More articles Tuesday 30 August 2011 4:00pm
2011 Book Festival closes with world premiere performance
The 2011 Edinburgh International Book Festival came to a triumphant close last night with a world premiere performance of Alasdair Gray’s Fleck.
The performed reading featured a host of authors and actors including Will Self, Ian Rankin, Janice Galloway and Alasdair Gray himself. Playing to a sell out audience, it was a fitting end to a vibrant Festival. Nick Barley, Director of the Edinburgh International Book Festival, said ‘This is the most ambitious event we have ever staged at the Book Festival, and we are delighted that it has been so well received by participants and audiences alike’.
This year’s programme has featured almost 800 participants from 40 countries and has seen authors and audiences explore a diverse range of issues from the Arab Spring and the London riots to the influence of social media and the futures of Europe, Cities and Faith.
Highlights have included exclusive pre-publication readings from Bettany Hughes, Fiona MacCarthy and A N Wilson, the Donald Dewar Memorial Lecture given by former Lord Advocate Dame Elish Angiolini, the return of the popular Unbound series of late night literature and music in our Spiegeltent and the presentation of three major literary prizes at special awards ceremonies: the James Tait Black Awards; The Edwin Morgan International Poetry Competition and Creative Scotland’s Scottish Mortgage Investment Trust Book of the Year Award.
The Book Festival has also hosted a vibrant RBS Children’s programme featuring sell out events and record signing queues for Robert Muchamore, Darren Shan and Julia Donaldson, among others. The children’s programme concluded today with the RBS Schools Gala Day which saw over 12,000 primary school children visit Charlotte Square Gardens to see their favourite authors and enjoy the Book Festival atmosphere.
Speaking on the success of the Festival Andrew Coulton, the Book Festival’s Administrative Director, said ‘This year’s programme was bigger than ever and we are very proud that our Festival continues to draw such large audiences in a time of continuing economic uncertainty. Sales in our independent Festival bookshops were on a par with last year, an outstanding performance demonstrating that – to paraphrase Mark Twain – reports of the death of the book are greatly exaggerated. With around 190,000 visits during the Festival, even Scotland’s wettest August on record hasn’t managed to dampen spirits in Charlotte Square Gardens.'
Whilst the main Book Festival programme is now over, Book Festival activities will continue throughout the year. Through the Word Alliance there will be collaborative ventures including a performed reading of Alasdair Gray’s Fleck at the International Festival of Authors in Toronto later this year, and Unbound will feature in the programme at the Melbourne Writers Festival, thanks to the support of the Scottish Government’s Edinburgh Festivals Expo Fund.
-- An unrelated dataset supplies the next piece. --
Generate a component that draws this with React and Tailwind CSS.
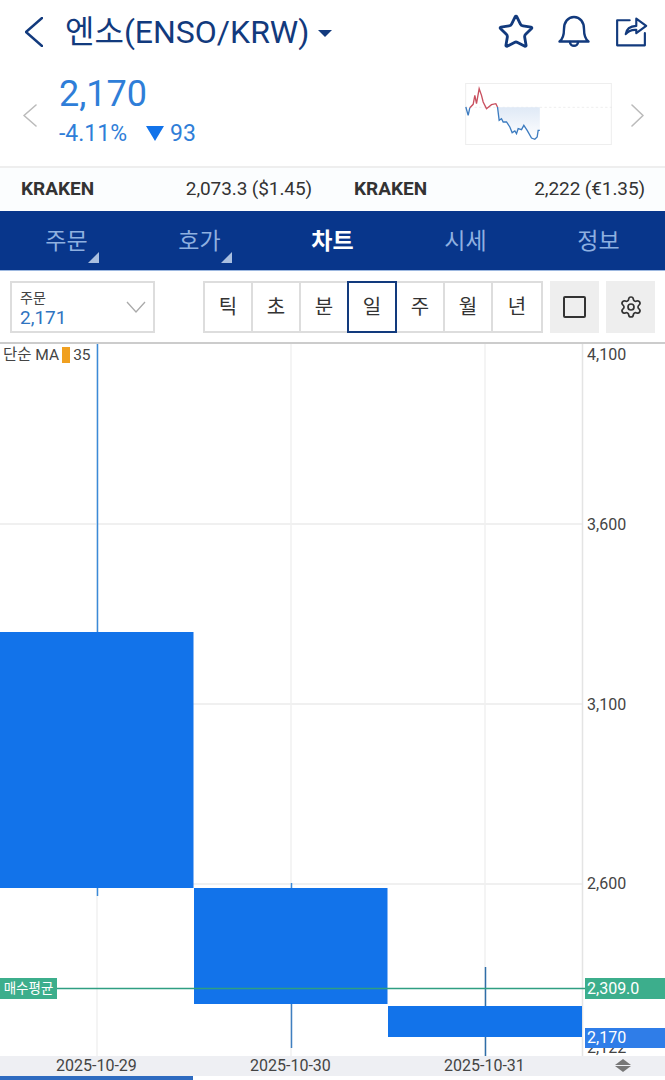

We have also recently announced plans to publish a box set of the new writing commissioned by the Book Festival over the last year as part of the Elsewhere project, which was also supported by the Scottish Government’s Edinburgh Festivals Expo Fund.
The 2012 Edinburgh International Book Festival will run from 11 to 27 August 2012 and the programme will be announced in June. In the meantime audio and visual highlights from this year’s programme will be made available on the Book Festival’s website throughout the autumn.